>> China's getting tough with its neighbor, slamming the door on North Korea's big cross border export, coal. It's Beijing's way of saying enough is enough after Pyongyang's latest missile test. According to experts, China could squeeze the country a lot harder, stopping all trade, including oil and food, and banning flights and financial transactions.
But it hasn't. Reuters' Ben Blanchard explains why.>> China's big fear has always been that if it pushes North Korea too far, or if it cuts North Korea off completely, then North Korea can simply collapse, unleashing a wave of very destabilizing refugees up into China's northeast. There's also another fear, of course, that maybe one day North Korea's missiles that are now aimed really at Tokyo, or Seoul, or Los Angeles, could in fact, one day end up being pointed at China.
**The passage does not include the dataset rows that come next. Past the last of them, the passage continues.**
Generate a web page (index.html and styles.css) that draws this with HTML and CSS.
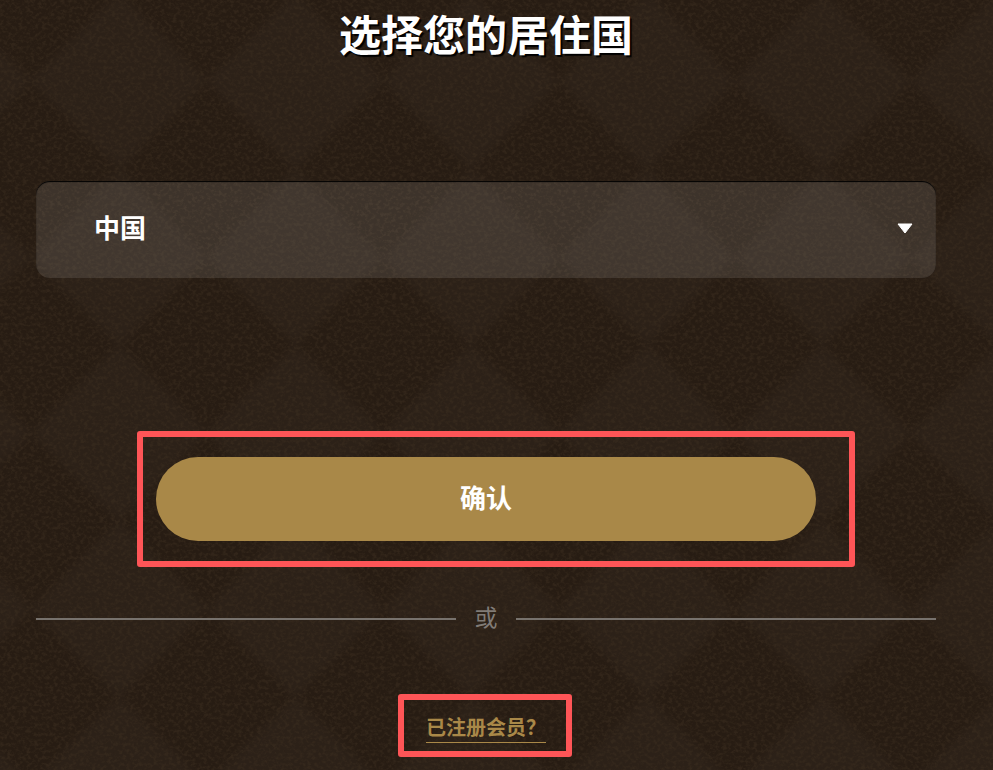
FILE: index.html
```html
<!DOCTYPE html>
<html lang="zh-CN">
<head>
<meta charset="utf-8">
<title>选择您的居住国</title>
<link rel="stylesheet" href="styles.css">
</head>
<body>
<svg class="texture" width="993" height="770" aria-hidden="true">
  <defs>
    <pattern id="check" width="176" height="176" patternUnits="userSpaceOnUse" x="31" y="-7">
      <rect width="176" height="176" fill="#2c2118"/>
      <polygon points="0,0 88,0 0,88" fill="#271c13"/>
      <polygon points="176,0 88,0 176,88" fill="#271c13"/>
      <polygon points="0,176 88,176 0,88" fill="#271c13"/>
      <polygon points="176,176 88,176 176,88" fill="#271c13"/>
    </pattern>
    <filter id="soft" x="0" y="0" width="100%" height="100%" color-interpolation-filters="sRGB">
      <feGaussianBlur stdDeviation="4"/>
    </filter>
    <filter id="leather" x="0" y="0" width="100%" height="100%" color-interpolation-filters="sRGB">
      <feTurbulence type="fractalNoise" baseFrequency="0.26 0.3" numOctaves="3" seed="7"/>
      <feColorMatrix type="matrix" values="0 0 0 0 0.235  0 0 0 0 0.18  0 0 0 0 0.125  3 0 0 0 -1.25"/>
    </filter>
  </defs>
  <rect x="-30" y="-30" width="1053" height="830" fill="url(#check)" filter="url(#soft)"/>
  <rect width="993" height="770" filter="url(#leather)" opacity="0.55"/>
</svg>
<main class="page">
  <h1 class="title">选择您的居住国</h1>
  <div class="select">
    <span class="select-value">中国</span>
    <svg class="caret" width="16" height="11" viewBox="0 0 16 11"><path d="M1 1H15L8 10Z" fill="#fff" stroke="#fff" stroke-width="1" stroke-linejoin="round"/></svg>
  </div>
  <div class="confirm-row">
    <button class="confirm" type="button">确认</button>
    <span class="mark mark-confirm"></span>
  </div>
  <div class="divider">
    <span class="line"></span>
    <span class="or">或</span>
    <span class="line"></span>
  </div>
  <div class="member-row">
    <a class="member" href="#">已注册会员？<span class="mark mark-member"></span></a>
  </div>
</main>
</body>
</html>
```
FILE: styles.css
```css
html, body {
  margin: 0;
  padding: 0;
  height: 770px;
  overflow: hidden;
  background: #2a1f16;
}
body {
  position: relative;
  font-family: "Noto Sans CJK SC", "Noto Sans", sans-serif;
  color: #fff;
}
.texture {
  position: absolute;
  left: 0;
  top: 0;
}
.page {
  position: relative;
  width: 900px;
  margin-left: 36px;
  display: flex;
  flex-direction: column;
}
.title {
  margin: 4px 0 0;
  height: 177px;
  font-size: 42px;
  line-height: 58px;
  font-weight: 700;
  text-align: center;
  text-shadow: 2px 2px 1px #000;
}
.select {
  box-sizing: border-box;
  height: 97px;
  padding: 0 23px 0 58px;
  display: flex;
  align-items: center;
  justify-content: space-between;
  border-radius: 14px;
  background: rgba(255, 255, 255, 0.1);
  box-shadow: inset 0 1px 1px #000;
  font-size: 26px;
  font-weight: 700;
}
.select-value {
  margin-bottom: 6px;
}
.caret {
  display: block;
  margin-bottom: 3px;
}
.confirm-row {
  position: relative;
  width: 660px;
  margin: 179px auto 0;
}
.confirm {
  display: block;
  width: 100%;
  height: 84px;
  padding: 0 0 5px;
  border: 0;
  border-radius: 42px;
  background: #a98848;
  color: #fff;
  font-family: inherit;
  font-size: 26px;
  font-weight: 700;
}
.mark {
  position: absolute;
  box-sizing: border-box;
  border: 6px solid #fe5557;
  border-radius: 3px;
}
.mark-confirm {
  left: -19px;
  top: -26px;
  width: 718px;
  height: 136px;
}
.divider {
  margin-top: 62px;
  height: 32px;
  display: flex;
  align-items: center;
}
.line {
  flex: 1;
  height: 2px;
  background: #77726d;
}
.or {
  width: 60px;
  padding-bottom: 5px;
  text-align: center;
  font-size: 23px;
  line-height: 27px;
  color: #807b76;
}
.member-row {
  margin-top: 78px;
  display: flex;
  justify-content: center;
}
.member {
  position: relative;
  display: block;
  box-sizing: border-box;
  width: 120px;
  height: 30px;
  border-bottom: 1px solid #a98848;
  color: #a98848;
  font-size: 20px;
  line-height: 28px;
  font-weight: 700;
  text-decoration: none;
  white-space: nowrap;
}
.mark-member {
  left: -28px;
  top: -19px;
  width: 174px;
  height: 63px;
}
```
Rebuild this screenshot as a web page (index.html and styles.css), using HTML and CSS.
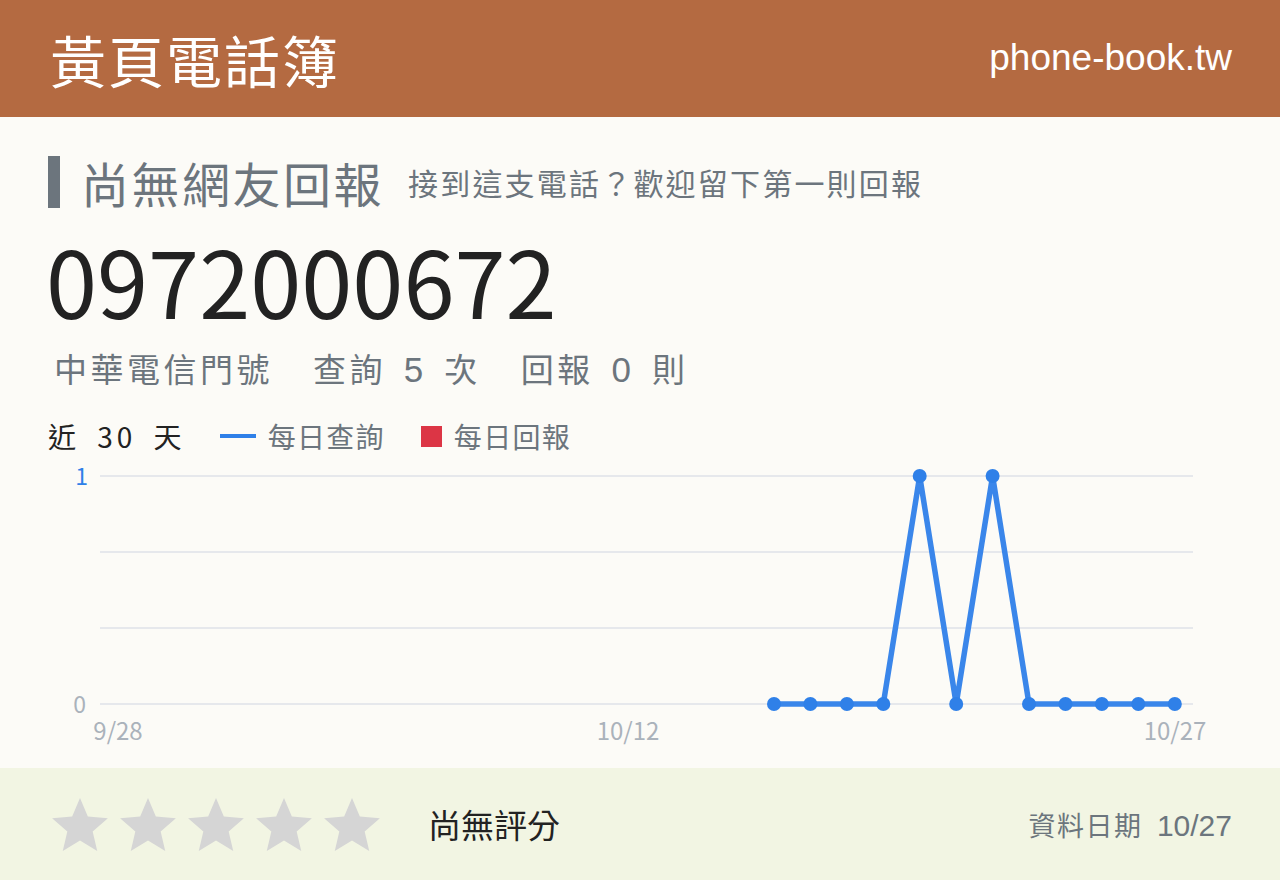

That really is a nightmare scenario for China, seeing its erstwhile ally, perhaps, really going bad and firing off a nuclear bomb at China. China is considered North Korea's last real ally, which is why Donald Trump says it should be doing more to bring its neighbor in line. But according to Beijing, it's Washington's job to hammer things out with Pyongyang one on one.
>> And that's always really been China's mantra when it comes to North Korea. That at the end of the day, ultimately, this is a problem between North Korea and the United States. Sanctions, military threats, everything like that will not help the problem. The only thing that will help the problem is direct talks between North Korea and the United States.
And China has said repeatedly, we are willing, we are happy to play a mediation role in this regard.>> Experts say China's coal move may prove painful enough to bring Pyongyang to the negotiating table. Meanwhile, relations between the two former friends continue to sour. As leader Kim Jong-un pursues his nuclear dream, he's still yet to meet with Chinese President Xi Jinping.